== JOB ==
From the listing below, extract each line containing the string "styles".

* start GIVEN MATERIAL *

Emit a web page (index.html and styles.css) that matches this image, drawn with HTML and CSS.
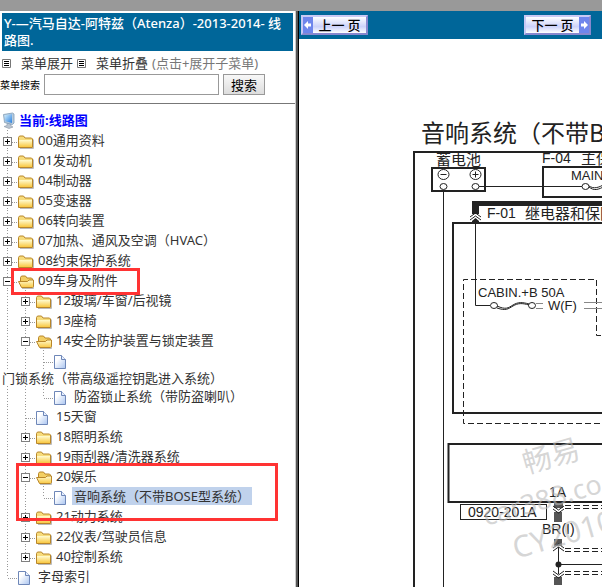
FILE: index.html
```html
<!DOCTYPE html>
<html lang="zh-CN">
<head>
  <meta charset="UTF-8">
  <meta name="viewport" content="width=device-width, initial-scale=1.0">
  <title>汽马自达-阿特兹 线路图</title>
  <link rel="stylesheet" href="styles.css">
</head>
<body>
  <svg class="defs" aria-hidden="true">
    <defs>
      <linearGradient id="gold" x1="0" y1="0" x2="0" y2="1">
        <stop offset="0" stop-color="#fffbd0"/><stop offset="1" stop-color="#f9c842"/>
      </linearGradient>
      <linearGradient id="paper" x1="0" y1="0" x2="1" y2="1">
        <stop offset="0.3" stop-color="#fff"/><stop offset="1" stop-color="#a9c4f0"/>
      </linearGradient>
      <linearGradient id="screen" x1="0" y1="0" x2="1" y2="1">
        <stop offset="0" stop-color="#d5f1ff"/><stop offset="1" stop-color="#2b7fdc"/>
      </linearGradient>
    </defs>
    <symbol id="folder" viewBox="0 0 18 18">
      <path d="M2 15.500h13.500v-9" fill="none" stroke="#bbb"/>
      <path d="M.5 4.500l1-1.500h4l1.500 2h6.500l1 1v8.500h-14z" fill="#f7dc7c" stroke="#b8862b"/>
      <path d="M1 7h13v7h-13z" fill="url(#gold)"/>
    </symbol>
    <symbol id="folder-open" viewBox="0 0 18 18">
      <path d="M4 15.500h11.500v-7" fill="none" stroke="#bbb"/>
      <path d="M2.500 12.500v-8l1-1.500h4l1.500 2h4.500l1 1v7" fill="#f3cf63" stroke="#b8862b"/>
      <path d="M.5 8.500h9l1.500-1.500h4.500v6.500l-1 1h-11z" fill="url(#gold)" stroke="#b8862b"/>
    </symbol>
    <symbol id="page" viewBox="0 0 18 18">
      <path d="M.5 2.500h7l4 4v9h-11z" fill="url(#paper)" stroke="#6e87b8"/>
      <path d="M7.500 2.500v4h4" fill="#e8f0ff" stroke="#6e87b8"/>
    </symbol>
    <symbol id="monitor" viewBox="0 0 18 18">
      <path d="M5 12l4 1v2l2 1-4 1.500-5-2 3-1z" fill="#b9c4d0" stroke="#8996a5" stroke-width=".6"/>
      <path d="M1.500 3.500l9-1.500 1.500 1v9l-1.500 1.500-8-2z" fill="#b8cbdc" stroke="#7f9db9" stroke-width=".8"/>
      <path d="M2.500 4.300l7.500-1.300v9l-6.800-1.700z" fill="url(#screen)"/>
    </symbol>
    <symbol id="list" viewBox="0 0 9 9">
      <path d="M.5.5h8v8h-8z" fill="#fff" stroke="#777"/>
      <path d="M2 2.500h5M2 4.500h5M2 6.500h5" stroke="#000"/>
    </symbol>
  </svg>

  <div class="topbar"></div>
  <div class="frames">
    <nav class="sidebar">
      <h1 class="title">Y-—汽马自达-阿特兹（Atenza）-2013-2014- 线路图.</h1>
      <div class="tools">
        <svg class="list-icon"><use href="#list"/></svg>
        <a href="#open">菜单展开</a>
        <svg class="list-icon"><use href="#list"/></svg>
        <a href="#close">菜单折叠</a>
        <span class="hint">(点击+展开子菜单)</span>
      </div>
      <form class="search">
        <label for="key">菜单搜索</label>
        <input type="text" id="key">
        <button type="button">搜索</button>
      </form>
      <hr>

      <div class="tree">
        <div class="row root"><svg class="icon"><use href="#monitor"/></svg><a href="#root">当前:线路图</a></div>
        <div class="row"><span class="guide branch"><button class="toggle plus" aria-label="展开"></button></span><svg class="icon"><use href="#folder"/></svg><a href="#n00">00通用资料</a></div>
        <div class="row"><span class="guide branch"><button class="toggle plus" aria-label="展开"></button></span><svg class="icon"><use href="#folder"/></svg><a href="#n01">01发动机</a></div>
        <div class="row"><span class="guide branch"><button class="toggle plus" aria-label="展开"></button></span><svg class="icon"><use href="#folder"/></svg><a href="#n04">04制动器</a></div>
        <div class="row"><span class="guide branch"><button class="toggle plus" aria-label="展开"></button></span><svg class="icon"><use href="#folder"/></svg><a href="#n05">05变速器</a></div>
        <div class="row"><span class="guide branch"><button class="toggle plus" aria-label="展开"></button></span><svg class="icon"><use href="#folder"/></svg><a href="#n06">06转向装置</a></div>
        <div class="row"><span class="guide branch"><button class="toggle plus" aria-label="展开"></button></span><svg class="icon"><use href="#folder"/></svg><a href="#n07">07加热、通风及空调（HVAC）</a></div>
        <div class="row"><span class="guide branch"><button class="toggle plus" aria-label="展开"></button></span><svg class="icon"><use href="#folder"/></svg><a href="#n08">08约束保护系统</a></div>
        <div class="row"><span class="guide branch"><button class="toggle" aria-label="折叠"></button></span><svg class="icon"><use href="#folder-open"/></svg><a href="#n09">09车身及附件</a><span class="mark mark-body"></span></div>
        <div class="row"><span class="guide"></span><span class="guide branch"><button class="toggle plus" aria-label="展开"></button></span><svg class="icon"><use href="#folder"/></svg><a href="#n12">12玻璃/车窗/后视镜</a></div>
        <div class="row"><span class="guide"></span><span class="guide branch"><button class="toggle plus" aria-label="展开"></button></span><svg class="icon"><use href="#folder"/></svg><a href="#n13">13座椅</a></div>
        <div class="row"><span class="guide"></span><span class="guide branch"><button class="toggle" aria-label="折叠"></button></span><svg class="icon"><use href="#folder-open"/></svg><a href="#n14">14安全防护装置与锁定装置</a></div>
        <div class="row"><span class="guide"></span><span class="guide"></span><span class="guide branch"></span><svg class="icon"><use href="#page"/></svg></div>
        <div class="wrapped"><a href="#n1401">门锁系统（带高级遥控钥匙进入系统）</a></div>
        <div class="row"><span class="guide"></span><span class="guide"></span><span class="guide branch last"></span><svg class="icon"><use href="#page"/></svg><a href="#n1402">防盗锁止系统（带防盗喇叭）</a></div>
        <div class="row"><span class="guide"></span><span class="guide branch"></span><svg class="icon"><use href="#page"/></svg><a href="#n15">15天窗</a></div>
        <div class="row"><span class="guide"></span><span class="guide branch"><button class="toggle plus" aria-label="展开"></button></span><svg class="icon"><use href="#folder"/></svg><a href="#n18">18照明系统</a></div>
        <div class="row"><span class="guide"></span><span class="guide branch"><button class="toggle plus" aria-label="展开"></button></span><svg class="icon"><use href="#folder"/></svg><a href="#n19">19雨刮器/清洗器系统</a></div>
        <div class="row"><span class="guide"></span><span class="guide branch"><button class="toggle" aria-label="折叠"></button></span><svg class="icon"><use href="#folder-open"/></svg><a href="#n20">20娱乐</a><span class="mark mark-audio"></span></div>
        <div class="row"><span class="guide"></span><span class="guide"></span><span class="guide branch last"></span><svg class="icon"><use href="#page"/></svg><a class="selected" href="#n2001">音响系统（不带BOSE型系统）</a></div>
        <div class="row"><span class="guide"></span><span class="guide branch"><button class="toggle plus" aria-label="展开"></button></span><svg class="icon"><use href="#folder"/></svg><a href="#n21">21动力系统</a></div>
        <div class="row"><span class="guide"></span><span class="guide branch"><button class="toggle plus" aria-label="展开"></button></span><svg class="icon"><use href="#folder"/></svg><a href="#n22">22仪表/驾驶员信息</a></div>
        <div class="row"><span class="guide"></span><span class="guide branch last"><button class="toggle plus" aria-label="展开"></button></span><svg class="icon"><use href="#folder"/></svg><a href="#n40">40控制系统</a></div>
        <div class="row"><span class="guide branch last"></span><svg class="icon"><use href="#page"/></svg><a href="#index">字母索引</a></div>
      </div>
    </nav>

    <div class="divider"></div>

    <main class="viewer">
      <div class="pager">
        <button class="page-btn"><svg class="arrow" viewBox="0 0 10 16"><path d="M1 8l4-4v2.500h3v3h-3v2.500z"/></svg><span>上一 页</span></button>
        <button class="page-btn next"><span>下一 页</span><svg class="arrow" viewBox="0 0 10 16"><path d="M9 8l-4-4v2.500h-3v3h3v2.500z"/></svg></button>
      </div>
      <svg class="diagram" width="400" height="548" viewBox="299 39 400 548">
        <text class="heading" x="421" y="142">音响系统（不带Bo</text>
        <!-- outer frame -->
        <path class="bold" d="M700 152H414V600"/>
        <!-- battery -->
        <text x="436" y="165" class="cjk">蓄电池</text>
        <rect class="bold" x="432" y="168" width="53" height="23"/>
        <g class="thin">
          <ellipse cx="443.500" cy="174.500" rx="5.500" ry="5"/>
          <ellipse cx="475.500" cy="174.500" rx="5.500" ry="5"/>
          <path d="M440.500 174.500h6M472.500 174.500h6M475.500 171.500v6"/>
          <ellipse cx="443.500" cy="186.500" rx="3.500" ry="3"/>
          <ellipse cx="475.500" cy="186.500" rx="3.500" ry="3"/>
          <path d="M479 186.500H582M443.500 190V600"/>
        </g>
        <!-- main fuse -->
        <text x="542" y="163">F-04</text>
        <text x="581" y="164" class="cjk">主保</text>
        <path class="bold" d="M700 167H543V197H700"/>
        <text class="small" x="571" y="180">MAIN</text>
        <g class="thin">
          <ellipse cx="585.500" cy="186.500" rx="3.500" ry="3"/>
          <path d="M589 187c5 4 9 3 16-1M589 186c5 3 9 2 16-2"/>
        </g>
        <!-- relay and fuse block -->
        <path d="M472 201H700V206H479V214H472z" fill="#222"/>
        <path class="thin" d="M470 217l5.500-4 5.500 4M470 220l5.500-4 5.500 4"/>
        <path d="M472 221l3.500-3 3.500 3v2h-7z" fill="#222"/>
        <text x="487" y="218">F-01</text>
        <text x="525" y="219" class="cjk">继电器和保险</text>
        <path class="bold" d="M700 223H453V413H700"/>
        <path class="thin" d="M475.500 223V305.500H490"/>
        <path class="dash" d="M700 335.500H596.500V279.500H463.500V423.500H700"/>
        <text class="small" x="478" y="297">CABIN.+B 50A</text>
        <g class="thin">
          <ellipse cx="494" cy="305.500" rx="3.500" ry="3"/>
          <ellipse cx="532" cy="305.500" rx="3.500" ry="3"/>
          <path d="M497 306c9 4 11 2 16-1s9-3 16-1M497 308c9 3 11 1 16-2s9-3 16-1"/>
        </g>
        <path class="wire" d="M536 303.500h7M536 308.500h7M584 302.500h116M584 308.500h116"/>
        <text class="small" x="548" y="310">W(F)</text>
        <!-- audio unit -->
        <path class="bold" d="M700 444H448.500V502H700"/>
        <text x="549" y="497">1A</text>
        <rect class="thin" x="460.500" y="504.500" width="86" height="15"/>
        <text x="468" y="517">0920-201A</text>
        <path d="M554 503h9v5h-9zM554 512h8v10h-8zM554 539h8v7h-8zM554 577h8v8h-8z" fill="#555"/>
        <g class="thin">
          <path d="M553 506l5.500 4 5.500-4M553 509l5.500 4 5.500-4"/>
          <path d="M553 548l5.500-4 5.500 4M553 551l5.500-4 5.500 4"/>
          <path d="M553 571l5.500 4 5.500-4M553 574l5.500 4 5.500-4"/>
          <path d="M558.500 547V574M558.500 564.500H700"/>
        </g>
        <circle cx="558.500" cy="564.500" r="3" fill="#222"/>
        <text x="542" y="534">BR(I)</text>
        <path class="dash" d="M565 505.500h135M565 508.500h135M565 548.500h135M565 551.500h135M565 571.500h135M565 574.500h135"/>
        <!-- watermark -->
        <g class="watermark">
          <text class="wm-name" transform="translate(526 474) rotate(-16)">畅易</text>
          <text class="wm-site" transform="translate(486 526) rotate(-16)">car388.co</text>
          <text class="wm-code" transform="translate(516 559) rotate(-16)">CY2010</text>
        </g>
      </svg>
    </main>
  </div>
</body>
</html>
```

FILE: styles.css
```css
* { box-sizing: border-box; }
body { margin: 0; height: 100vh; display: flex; flex-direction: column; overflow: hidden; background: #fff; color: #333; font: 13px/20px "Noto Sans", "Noto Sans CJK SC", sans-serif; }
a { color: inherit; text-decoration: none; }
.defs { position: absolute; width: 0; height: 0; }
.topbar { height: 11px; flex: none; background: #999; }
.frames { flex: 1; min-height: 0; display: grid; grid-template-columns: 295px 4px 1fr; }
.divider { background: #555; border-left: 1px solid #ccc; border-right: 1px solid #000; }

/* left menu */
.sidebar { overflow: hidden; white-space: nowrap; }
.title { margin: 2px 2px 3px; padding: 2px; background: #069; color: #fff; font-size: 13px; line-height: 17px; font-weight: 500; white-space: normal; word-break: break-all; }
.tools { display: flex; align-items: center; height: 18px; padding-left: 2px; }
.tools a { margin-left: 10px; margin-right: 4px; }
.list-icon { width: 9px; height: 9px; flex: none; }
.hint { color: #777; }
.search { display: flex; align-items: center; margin: 2px 0 0; height: 21px; }
.search label { width: 44px; font-size: 10px; color: #000; }
.search input { width: 175px; height: 21px; border: 1px solid #999; padding: 0 2px; }
.search button { width: 42px; height: 21px; margin-left: 4px; padding: 0; border: 1px solid #999; background: linear-gradient(#f8f8f8, #ddd); color: #000; font: 13px/18px "Noto Sans CJK SC", sans-serif; }
hr { margin: 8px 0 6px; border: 0; border-top: 1px solid #777; }

.row { position: relative; display: flex; height: 20px; }
.row a { margin-left: 2px; }
.row.root { padding-left: 2px; color: #00f; font-weight: bold; }
.root a { margin-left: -1px; }
.icon { width: 18px; height: 18px; margin-top: 3px; flex: none; }
.root .icon { margin-top: 1px; }
.guide { width: 18px; height: 20px; flex: none; background: repeating-linear-gradient(#999 0 1px, #fff 1px 3px) 7px 0 / 1px 100% no-repeat; }
.branch { padding: 7px 0 0 3px; background: repeating-linear-gradient(#999 0 1px, #fff 1px 3px) 7px 0 / 1px 100% no-repeat, repeating-linear-gradient(90deg, #999 0 1px, #fff 1px 2px) 8px 12px / 10px 1px no-repeat; }
.branch.last { background-size: 1px 12px, 10px 1px; }
.toggle { display: block; width: 9px; height: 9px; padding: 0; border: 1px solid #808080; border-radius: 0; background: linear-gradient(#000, #000) 1px 3px / 5px 1px no-repeat #fff; }
.toggle.plus { background: linear-gradient(#000, #000) 1px 3px / 5px 1px no-repeat, linear-gradient(#000, #000) 3px 1px / 1px 5px no-repeat #fff; }
.wrapped { height: 16px; line-height: 16px; padding-left: 2px; }
.row .selected { height: 18px; line-height: 18px; margin-top: 1px; margin-left: 0; padding: 0 2px; background: #c0d2ec; }
.mark { position: absolute; z-index: 1; border: 3px solid #f33; pointer-events: none; }
.mark-body { left: 11px; top: -2px; width: 129px; height: 27px; }
.mark-audio { left: 16px; top: -3px; width: 262px; height: 58px; }

/* drawing pane */
.viewer { overflow: hidden; min-width: 0; }
.pager { display: flex; justify-content: space-between; align-items: center; height: 28px; padding: 0 11px 0 2px; background: #069; }
.page-btn { display: flex; align-items: center; width: 67px; height: 20px; padding: 0; border: 2px solid; border-color: #c9c9f4 #8888cf #8888cf #c9c9f4; background: linear-gradient(#fff, #ccd2fa 60%, #fff); color: #000; font: 500 13px/16px "Noto Sans CJK SC", sans-serif; }
.page-btn span { flex: 1; text-align: center; }
.arrow { width: 10px; height: 16px; background: #6f86ec; fill: #fff; }

.diagram { display: block; font-family: "Liberation Sans", "Noto Sans CJK SC", sans-serif; font-size: 14px; fill: #222; }
.diagram .cjk { font-size: 15px; }
.diagram .small { font-size: 13px; }
.diagram .heading { font-size: 24px; font-family: "Noto Sans CJK SC", sans-serif; }
.bold { fill: none; stroke: #222; stroke-width: 2; }
.thin { fill: none; stroke: #222; stroke-width: 1; }
.wire { stroke: #888; }
.dash { fill: none; stroke: #222; stroke-dasharray: 6 3; }
.watermark { fill: #bbb; fill-opacity: .6; font-family: "Noto Sans", "Noto Sans CJK SC", sans-serif; }
.wm-name { font-size: 29px; }
.wm-site { font-size: 27px; }
.wm-code { font-size: 30px; }
```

* end GIVEN MATERIAL *

== FINAL ANSWER ==
Emit a web page (index.html and styles.css) that matches this image, drawn with HTML and CSS.
  <link rel="stylesheet" href="styles.css">
FILE: styles.css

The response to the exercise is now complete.